DON BENVENUTO COMMENTA LE LETTURE: DOMENICA DELL’INGRESSO DEL MESSIA

“Consolate, consolate il mio popolo – dice il vostro Dio”. Sono le parole del profeta che parla a nome di Dio ed esprime quanto Dio ami il suo popolo. È vero, il popolo ha sofferto molto, ha perso tutto: la città di Gerusalemme e i territori all’intorno, è stato deportato lontano dalla patria, in esilio a Babilonia, ha visto devastazioni e incendi, tanti sono stati i morti, ha smarrito la strada giusta e si è perso dietro a culti vuoti e a dei che non erano altro che pezzi di legno o statuine di bronzo, non ha coltivato la memoria dell’alleanza con Dio che l’aveva salvato dalla schiavitù in Egitto. Ora il popolo sembra distrutto e senza alcuna speranza. Proprio allora, quando si è toccato il punto più basso, quando sembra che non ci sia più alcuna speranza (“Veramente il popolo è come l’erba. Secca l’erba, appassisce il fiore”) proprio allora si ode una voce, una voce forte che annuncia cose buone, liete notizie. “Sali su un alto monte, tu che rechi liete notizie a Sion! Alza la tua voce con forza, tu che rechi liete notizie a Gerusalemme. Alza la voce, non temere; annuncia alle città di Giuda: “Ecco il vostro Dio! Ecco, il Signore Dio viene …”

E viene a premiare, a portare doni, viene a prendersi cura del gregge, cioè del suo popolo, viene a radunarlo dopo che era stato disperso, viene con dolcezza e tenerezza dopo che ha subito molta violenza. “Porta gli agnellini sul petto e conduce dolcemente le pecore madri”.

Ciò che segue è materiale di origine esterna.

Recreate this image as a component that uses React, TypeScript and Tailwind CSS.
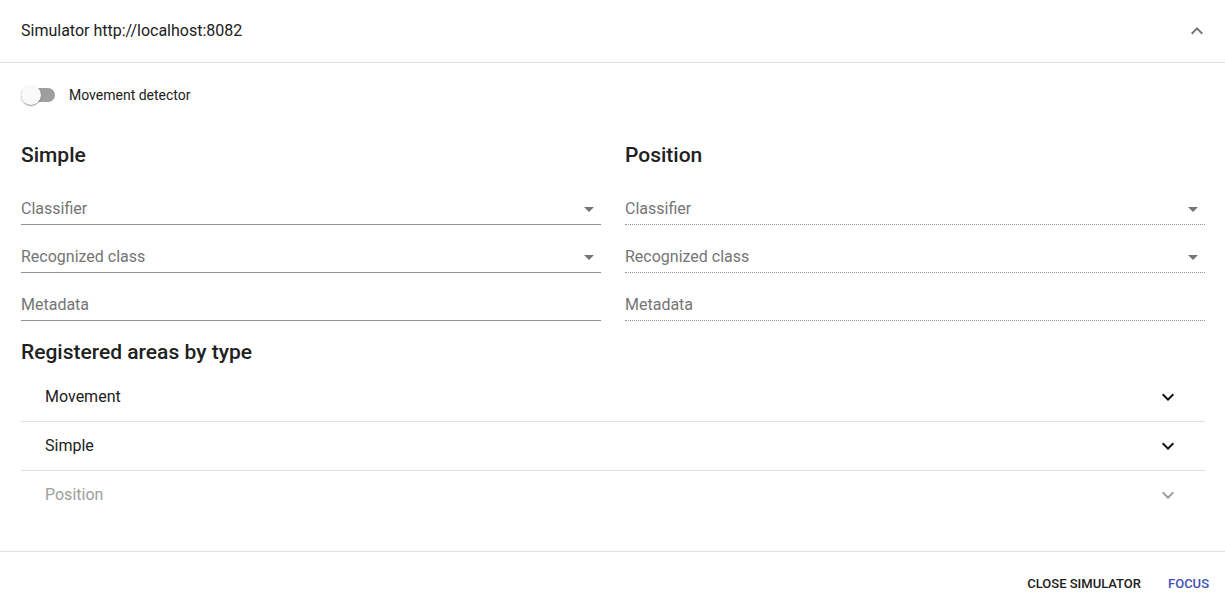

Un altro profeta aveva detto parole simili a queste: “Ecco, a te, Gerusalemme, viene il tuo re, mite, seduto su un’asina”. E, dopo alcuni secoli, Gesù avvicinandosi a Gerusalemme e dicendo ai suoi discepoli di andare a prendere un’asina perché voleva sedersi su di essa, intende dire: “Eccomi, sono io il re buono e mite che viene a te. Non cercare altrove la tua consolazione e la tua pace”. Quel giorno a Gerusalemme la folla che accoglieva Gesù era in festa e gridava con gioia: “Osanna al Figlio di Davide! Benedetto colui che viene nel nome del Signore!”.

Questa è la parola di speranza che oggi siamo venuti ad ascoltare. Siamo venuti per nient’altro che per essere consolati, incoraggiati, illuminati. Abbiamo ascoltato parole semplici e parole buone che ci aiutano ad andare avanti, a vivere, ad affrontare le preoccupazioni quotidiane. Per qualcuno non si tratta solo di preoccupazioni o di difficoltà che si superano con un certo impegno, ma si tratta di eventi eccezionali, impossibili da superare con le sole forze umane. Ci vuole la forza di Dio. Certo, può essere che avvenga per noi quello che è successo a Gerusalemme: prima di sentire la voce che annuncia liete notizie e annuncia la salvezza e la vicinanza di Dio che consola e guarisce, si tocca il punto più basso, cioè quando si è persa ogni speranza. È il punto in cui si gioca tutta la nostra fede: ho perso tutto ma il mio Dio non mi può abbandonare perché Lui è fedele alle sue promesse e al suo amore!

Quest’oggi la parola di Dio si è servita anche della presenza e dell’esempio degli animali: un’asina cavalcata da Gesù, in silenzio, che intende portare la pace, gli agnellini portati sul petto dal pastore, le pecore incinte o che hanno appena partorito e che godono di una cura speciale da parte del pastore. Anche conservando nella memoria queste immagini possiamo comprendere quanto è grande l’amore di Dio per noi.